#Randomly can't connect to Database

12 messages · Page 1 of 1 (latest)

warped glacier
#
  • My production server that uses Prisma sometimes keep throwing PrismaClientKnownRequestError with the message of Can't reach database server at, but only happen like <10% of the time, can someone help me to resolve this?

More context:

  • The server with prisma is running on a docker container , managed by AWS EKS
  • The database server is an AWS RDS instance, all within the same cluster.
warped glacier
hot bough
warped glacier
#

In my case, I already had it as connection_timeout = 0

warped glacier
#

@analog maple can you take a look at this, it's becoming more frequently now

analog maple
#

Let me collect a bit more info and then bring it to the Eng team. You’ve got an EKS cluster and an RDS instance. What database engine is the RDS instance? How many (on average) containers are running? Could it be due to a container starting and/or stopping?

warped glacier
#

the RDS instance is using PostgreSQL 14.8. On average, I would say we have around 5-10 pod/containers running, I think on burst, it may go up to 20

#

Container starting/stopping makes sense, but on our end, I see that there are many logs with this issue, it does not make a lot of sense as containers will just spin up once while bursting, so it should not be that many 🤔

#

I will do some more digging and keep you updated

analog maple
#

Yeah my thinking is that you've got this managed pool of containers that stop/start (somewhat) frequently.
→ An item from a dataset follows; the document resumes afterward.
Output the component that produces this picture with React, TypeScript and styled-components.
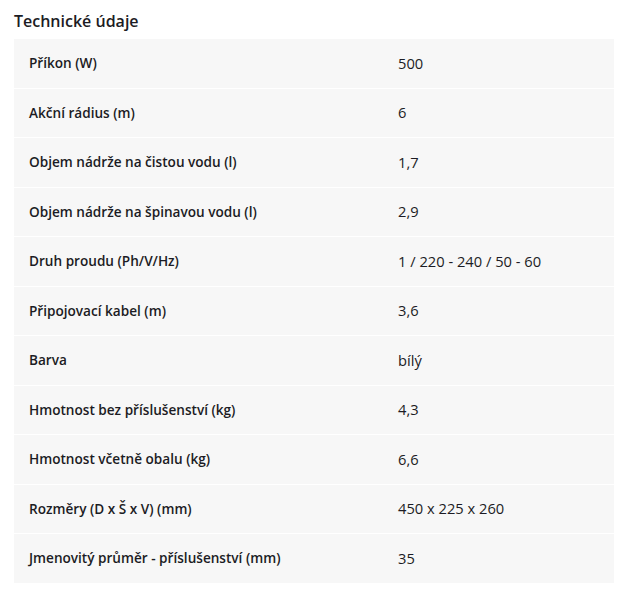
import React from "react";
import styled, { createGlobalStyle } from "styled-components";

const Global = createGlobalStyle`
  html, body { margin: 0; padding: 0; background: #fff; }
  body { font-family: "Open Sans", "Noto Sans", sans-serif; color: #1c1c24; }
`;

const Section = styled.section`
  padding: 10px 12px 0 14px;
  width: 600px;
`;

const Title = styled.h2`
  margin: 0 0 7px 0;
  font-size: 16px;
  line-height: 22px;
  font-weight: 600;
  color: #1c1c24;
`;

const Table = styled.div`
  display: flex;
  flex-direction: column;
  background: #f7f7f7;
`;

const Row = styled.div`
  display: grid;
  grid-template-columns: 369px 1fr;
  height: 48.5px;
  align-items: center;
  border-bottom: 1px solid #fff;
  &:last-child { border-bottom: none; }
`;

const Cell = styled.div<{ $label?: boolean }>`
  padding: 0 15px;
  margin-top: -1px;
  font-size: ${(p) => (p.$label ? "13.6px" : "14.7px")};
  font-weight: ${(p) => (p.$label ? 600 : 400)};
  color: #1c1c24;
`;

const rows: [string, string][] = [
  ["Příkon (W)", "500"],
  ["Akční rádius (m)", "6"],
  ["Objem nádrže na čistou vodu (l)", "1,7"],
  ["Objem nádrže na špinavou vodu (l)", "2,9"],
  ["Druh proudu (Ph/V/Hz)", "1 / 220 - 240 / 50 - 60"],
  ["Připojovací kabel (m)", "3,6"],
  ["Barva", "bílý"],
  ["Hmotnost bez příslušenství (kg)", "4,3"],
  ["Hmotnost včetně obalu (kg)", "6,6"],
  ["Rozměry (D x Š x V) (mm)", "450 x 225 x 260"],
  ["Jmenovitý průměr - příslušenství (mm)", "35"],
];

export default function App() {
  return (
    <>
      <Global />
      <Section>
        <Title>Technické údaje</Title>
        <Table>
          {rows.map(([k, v]) => (
            <Row key={k}>
              <Cell $label>{k}</Cell>
              <Cell>{v}</Cell>
            </Row>
          ))}
        </Table>
      </Section>
    </>
  );
}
As a new container spins up, maybe it tries to make some calls to the DB but the security groups aren't quite all set up yet? So those fail. I'm not sure

warped glacier
#

yeah that makes sense, but if that's actually the case then we should only see like maximum of a few dozen, maybe 20,30 of those error logs, but on burst, we are seeing like a couple thousands. And on normal traffic with 5-10 pods, we have around 10-25 instance of those errors

#

Also, if that's the case, shouldn't library like node-pg should also experience the same issue?